Set down each entry exactly as given; pictures should not appear in the copy.

BEGIN Materials provided

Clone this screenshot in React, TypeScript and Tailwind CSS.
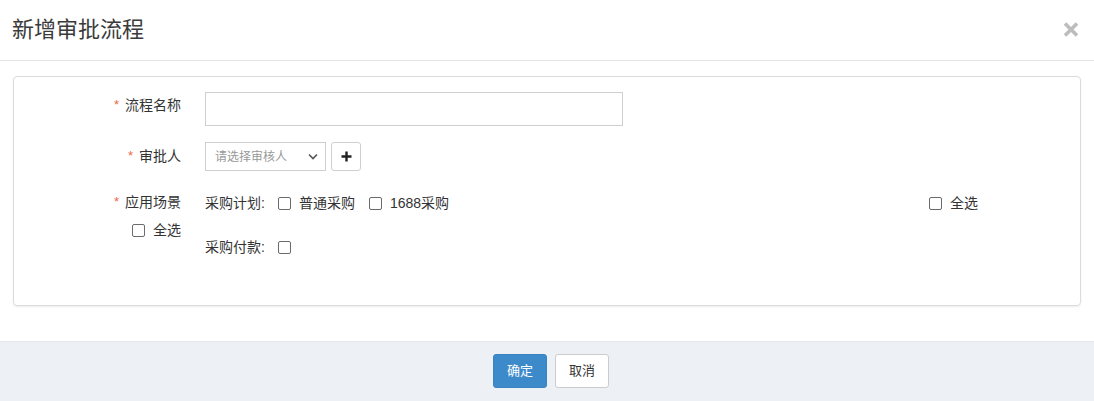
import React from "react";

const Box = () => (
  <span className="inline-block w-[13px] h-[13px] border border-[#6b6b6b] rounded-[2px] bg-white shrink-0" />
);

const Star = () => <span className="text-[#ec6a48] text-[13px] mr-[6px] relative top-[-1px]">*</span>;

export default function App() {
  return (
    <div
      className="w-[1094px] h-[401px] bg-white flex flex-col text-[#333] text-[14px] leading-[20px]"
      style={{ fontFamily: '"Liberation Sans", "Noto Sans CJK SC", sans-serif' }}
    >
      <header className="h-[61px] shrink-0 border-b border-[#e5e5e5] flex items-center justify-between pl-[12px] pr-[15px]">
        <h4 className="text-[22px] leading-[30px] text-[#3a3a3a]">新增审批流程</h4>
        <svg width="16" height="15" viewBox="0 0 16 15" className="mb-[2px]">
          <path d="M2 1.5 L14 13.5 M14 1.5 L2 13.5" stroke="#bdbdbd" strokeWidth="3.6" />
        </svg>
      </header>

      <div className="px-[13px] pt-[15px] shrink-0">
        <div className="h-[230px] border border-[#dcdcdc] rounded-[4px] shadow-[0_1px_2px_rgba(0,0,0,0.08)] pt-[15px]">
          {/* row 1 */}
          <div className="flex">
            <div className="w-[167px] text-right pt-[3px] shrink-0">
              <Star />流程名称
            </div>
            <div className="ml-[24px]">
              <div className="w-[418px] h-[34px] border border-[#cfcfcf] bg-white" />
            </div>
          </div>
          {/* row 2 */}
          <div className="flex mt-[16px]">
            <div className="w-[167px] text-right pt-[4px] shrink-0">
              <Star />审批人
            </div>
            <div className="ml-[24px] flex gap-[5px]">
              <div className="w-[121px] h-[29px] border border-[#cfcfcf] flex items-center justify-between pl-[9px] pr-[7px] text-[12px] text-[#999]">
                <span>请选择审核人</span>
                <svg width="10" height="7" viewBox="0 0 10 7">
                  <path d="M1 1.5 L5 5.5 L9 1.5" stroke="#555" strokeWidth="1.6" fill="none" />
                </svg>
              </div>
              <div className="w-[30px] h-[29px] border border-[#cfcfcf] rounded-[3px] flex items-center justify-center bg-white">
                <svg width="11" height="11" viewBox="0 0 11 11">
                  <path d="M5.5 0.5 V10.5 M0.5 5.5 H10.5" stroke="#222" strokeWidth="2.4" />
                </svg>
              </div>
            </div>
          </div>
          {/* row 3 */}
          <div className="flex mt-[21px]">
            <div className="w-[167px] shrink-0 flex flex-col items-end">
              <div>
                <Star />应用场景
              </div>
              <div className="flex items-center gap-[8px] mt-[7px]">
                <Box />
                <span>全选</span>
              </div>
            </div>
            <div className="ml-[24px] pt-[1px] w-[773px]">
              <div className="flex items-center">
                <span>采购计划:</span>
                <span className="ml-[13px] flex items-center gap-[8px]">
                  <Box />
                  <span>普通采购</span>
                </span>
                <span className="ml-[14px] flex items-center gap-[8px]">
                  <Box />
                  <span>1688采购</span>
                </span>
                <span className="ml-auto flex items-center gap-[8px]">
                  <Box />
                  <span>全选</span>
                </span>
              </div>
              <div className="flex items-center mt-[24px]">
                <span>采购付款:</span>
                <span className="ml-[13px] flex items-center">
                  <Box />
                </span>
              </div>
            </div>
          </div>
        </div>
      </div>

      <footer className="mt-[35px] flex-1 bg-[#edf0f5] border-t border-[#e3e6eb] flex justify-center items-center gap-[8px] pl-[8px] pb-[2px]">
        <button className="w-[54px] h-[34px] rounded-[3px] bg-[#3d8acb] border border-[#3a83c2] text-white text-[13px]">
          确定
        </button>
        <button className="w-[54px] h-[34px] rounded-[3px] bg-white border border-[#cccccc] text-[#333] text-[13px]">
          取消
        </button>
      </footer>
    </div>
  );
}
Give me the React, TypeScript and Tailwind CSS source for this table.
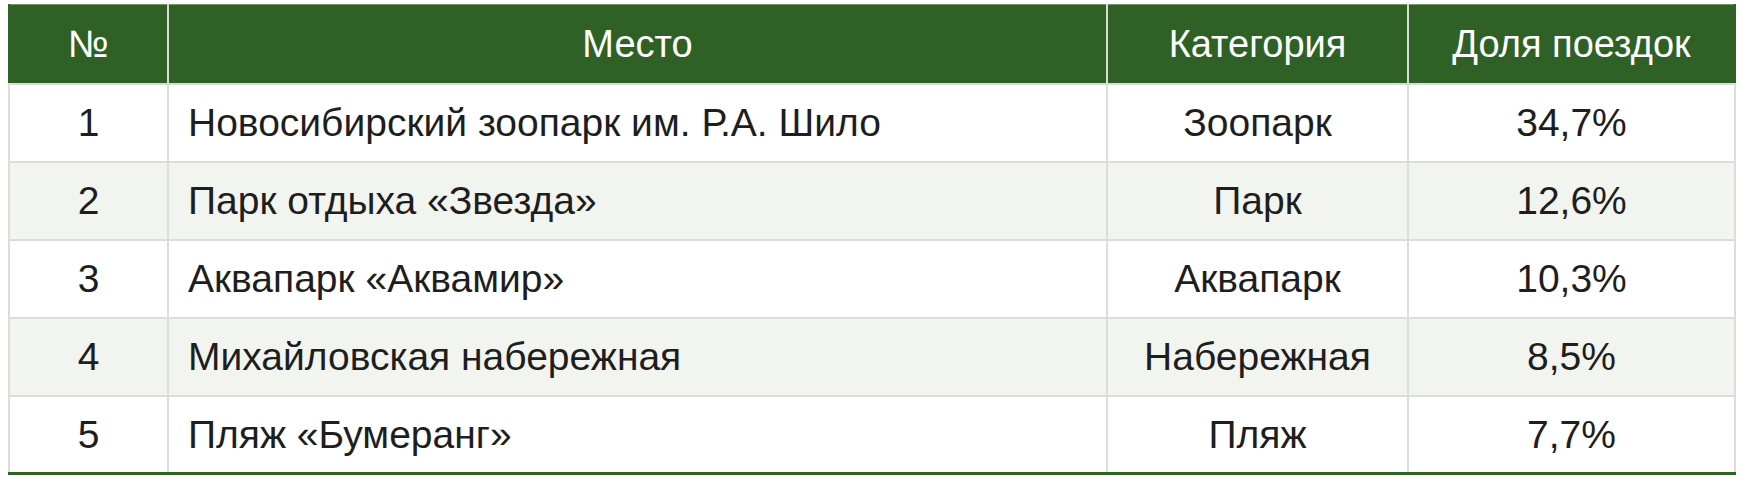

END Materials provided

## Problem solution
Clone this screenshot in React, TypeScript and Tailwind CSS.
import React from "react";

const Box = () => (
  <span className="inline-block w-[13px] h-[13px] border border-[#6b6b6b] rounded-[2px] bg-white shrink-0" />
);

const Star = () => <span className="text-[#ec6a48] text-[13px] mr-[6px] relative top-[-1px]">*</span>;

export default function App() {
  return (
    <div
      className="w-[1094px] h-[401px] bg-white flex flex-col text-[#333] text-[14px] leading-[20px]"
      style={{ fontFamily: '"Liberation Sans", "Noto Sans CJK SC", sans-serif' }}
    >
      <header className="h-[61px] shrink-0 border-b border-[#e5e5e5] flex items-center justify-between pl-[12px] pr-[15px]">
        <h4 className="text-[22px] leading-[30px] text-[#3a3a3a]">新增审批流程</h4>
        <svg width="16" height="15" viewBox="0 0 16 15" className="mb-[2px]">
          <path d="M2 1.5 L14 13.5 M14 1.5 L2 13.5" stroke="#bdbdbd" strokeWidth="3.6" />
        </svg>
      </header>

      <div className="px-[13px] pt-[15px] shrink-0">
        <div className="h-[230px] border border-[#dcdcdc] rounded-[4px] shadow-[0_1px_2px_rgba(0,0,0,0.08)] pt-[15px]">
          {/* row 1 */}
          <div className="flex">
            <div className="w-[167px] text-right pt-[3px] shrink-0">
              <Star />流程名称
            </div>
            <div className="ml-[24px]">
              <div className="w-[418px] h-[34px] border border-[#cfcfcf] bg-white" />
            </div>
          </div>
          {/* row 2 */}
          <div className="flex mt-[16px]">
            <div className="w-[167px] text-right pt-[4px] shrink-0">
              <Star />审批人
            </div>
            <div className="ml-[24px] flex gap-[5px]">
              <div className="w-[121px] h-[29px] border border-[#cfcfcf] flex items-center justify-between pl-[9px] pr-[7px] text-[12px] text-[#999]">
                <span>请选择审核人</span>
                <svg width="10" height="7" viewBox="0 0 10 7">
                  <path d="M1 1.5 L5 5.5 L9 1.5" stroke="#555" strokeWidth="1.6" fill="none" />
                </svg>
              </div>
              <div className="w-[30px] h-[29px] border border-[#cfcfcf] rounded-[3px] flex items-center justify-center bg-white">
                <svg width="11" height="11" viewBox="0 0 11 11">
                  <path d="M5.5 0.5 V10.5 M0.5 5.5 H10.5" stroke="#222" strokeWidth="2.4" />
                </svg>
              </div>
            </div>
          </div>
          {/* row 3 */}
          <div className="flex mt-[21px]">
            <div className="w-[167px] shrink-0 flex flex-col items-end">
              <div>
                <Star />应用场景
              </div>
              <div className="flex items-center gap-[8px] mt-[7px]">
                <Box />
                <span>全选</span>
              </div>
            </div>
            <div className="ml-[24px] pt-[1px] w-[773px]">
              <div className="flex items-center">
                <span>采购计划:</span>
                <span className="ml-[13px] flex items-center gap-[8px]">
                  <Box />
                  <span>普通采购</span>
                </span>
                <span className="ml-[14px] flex items-center gap-[8px]">
                  <Box />
                  <span>1688采购</span>
                </span>
                <span className="ml-auto flex items-center gap-[8px]">
                  <Box />
                  <span>全选</span>
                </span>
              </div>
              <div className="flex items-center mt-[24px]">
                <span>采购付款:</span>
                <span className="ml-[13px] flex items-center">
                  <Box />
                </span>
              </div>
            </div>
          </div>
        </div>
      </div>

      <footer className="mt-[35px] flex-1 bg-[#edf0f5] border-t border-[#e3e6eb] flex justify-center items-center gap-[8px] pl-[8px] pb-[2px]">
        <button className="w-[54px] h-[34px] rounded-[3px] bg-[#3d8acb] border border-[#3a83c2] text-white text-[13px]">
          确定
        </button>
        <button className="w-[54px] h-[34px] rounded-[3px] bg-white border border-[#cccccc] text-[#333] text-[13px]">
          取消
        </button>
      </footer>
    </div>
  );
}
Give me the React, TypeScript and Tailwind CSS source for this table.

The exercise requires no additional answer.